■ Objective
Every line that contains the word "React" should be copied.

■ Supplied entries
● ● ●

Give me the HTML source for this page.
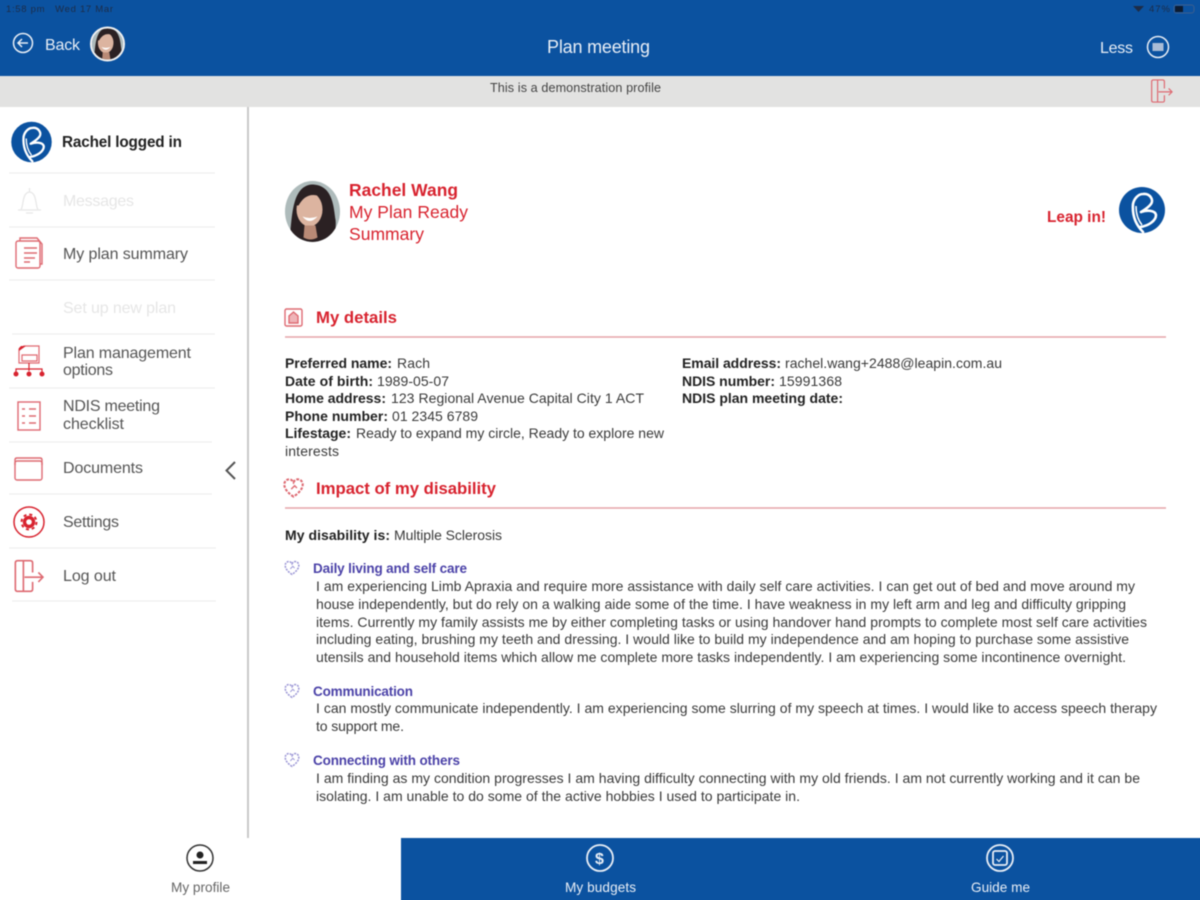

● ● ●

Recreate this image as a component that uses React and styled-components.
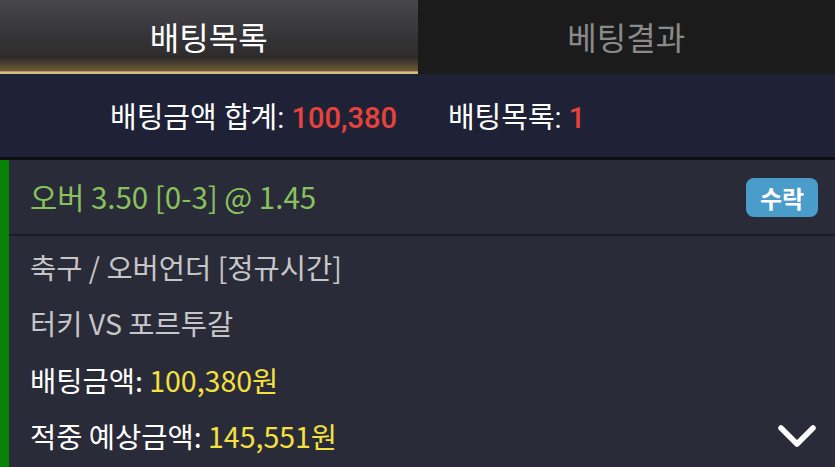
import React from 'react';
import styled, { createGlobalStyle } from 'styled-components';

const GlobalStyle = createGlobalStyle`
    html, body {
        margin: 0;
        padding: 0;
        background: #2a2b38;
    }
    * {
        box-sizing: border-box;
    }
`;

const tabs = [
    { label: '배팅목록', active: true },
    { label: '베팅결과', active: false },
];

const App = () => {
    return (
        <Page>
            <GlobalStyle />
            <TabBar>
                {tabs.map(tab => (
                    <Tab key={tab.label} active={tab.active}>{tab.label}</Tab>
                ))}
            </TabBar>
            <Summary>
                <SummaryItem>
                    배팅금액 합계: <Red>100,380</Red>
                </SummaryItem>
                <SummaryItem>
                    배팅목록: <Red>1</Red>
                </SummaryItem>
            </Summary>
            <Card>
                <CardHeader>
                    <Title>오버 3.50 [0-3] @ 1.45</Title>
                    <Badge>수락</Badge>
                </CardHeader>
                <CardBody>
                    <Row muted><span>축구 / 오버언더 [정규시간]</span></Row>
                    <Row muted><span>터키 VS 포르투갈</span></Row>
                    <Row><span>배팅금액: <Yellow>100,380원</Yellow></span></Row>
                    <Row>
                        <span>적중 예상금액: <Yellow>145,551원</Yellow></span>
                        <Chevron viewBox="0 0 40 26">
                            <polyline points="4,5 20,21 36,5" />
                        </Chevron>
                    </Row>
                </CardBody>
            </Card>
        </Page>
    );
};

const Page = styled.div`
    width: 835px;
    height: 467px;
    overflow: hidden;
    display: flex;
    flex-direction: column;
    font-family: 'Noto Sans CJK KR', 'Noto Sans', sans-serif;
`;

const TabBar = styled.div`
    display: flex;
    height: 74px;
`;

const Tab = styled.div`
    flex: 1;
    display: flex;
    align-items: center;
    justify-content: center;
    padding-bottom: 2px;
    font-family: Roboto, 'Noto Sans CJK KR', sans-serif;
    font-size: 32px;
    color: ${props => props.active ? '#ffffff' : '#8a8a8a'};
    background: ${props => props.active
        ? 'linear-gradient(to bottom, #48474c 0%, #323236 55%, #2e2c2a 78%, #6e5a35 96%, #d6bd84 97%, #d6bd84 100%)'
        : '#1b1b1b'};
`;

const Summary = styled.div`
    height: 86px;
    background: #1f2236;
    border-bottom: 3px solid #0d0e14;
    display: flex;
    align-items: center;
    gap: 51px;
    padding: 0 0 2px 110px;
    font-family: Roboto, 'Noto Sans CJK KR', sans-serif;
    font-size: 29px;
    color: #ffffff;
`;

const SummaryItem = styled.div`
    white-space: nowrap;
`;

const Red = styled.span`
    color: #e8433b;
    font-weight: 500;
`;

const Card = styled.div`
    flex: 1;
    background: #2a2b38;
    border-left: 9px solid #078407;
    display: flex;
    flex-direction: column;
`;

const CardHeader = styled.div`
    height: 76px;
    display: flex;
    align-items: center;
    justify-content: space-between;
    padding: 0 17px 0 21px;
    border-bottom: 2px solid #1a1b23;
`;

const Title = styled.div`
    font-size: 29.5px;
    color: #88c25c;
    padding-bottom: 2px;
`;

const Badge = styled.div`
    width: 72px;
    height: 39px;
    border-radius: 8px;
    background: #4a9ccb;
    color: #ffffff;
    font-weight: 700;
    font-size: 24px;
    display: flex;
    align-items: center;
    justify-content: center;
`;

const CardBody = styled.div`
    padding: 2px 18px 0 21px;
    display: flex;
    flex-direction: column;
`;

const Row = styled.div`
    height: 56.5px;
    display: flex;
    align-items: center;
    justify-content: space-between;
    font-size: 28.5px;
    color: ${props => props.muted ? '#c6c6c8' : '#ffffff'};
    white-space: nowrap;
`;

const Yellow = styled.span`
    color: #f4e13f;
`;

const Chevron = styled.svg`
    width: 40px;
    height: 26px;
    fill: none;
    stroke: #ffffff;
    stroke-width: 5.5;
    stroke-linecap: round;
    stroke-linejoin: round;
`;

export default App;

● ● ●

■ Result
Recreate this image as a component that uses React and styled-components.
import React from 'react';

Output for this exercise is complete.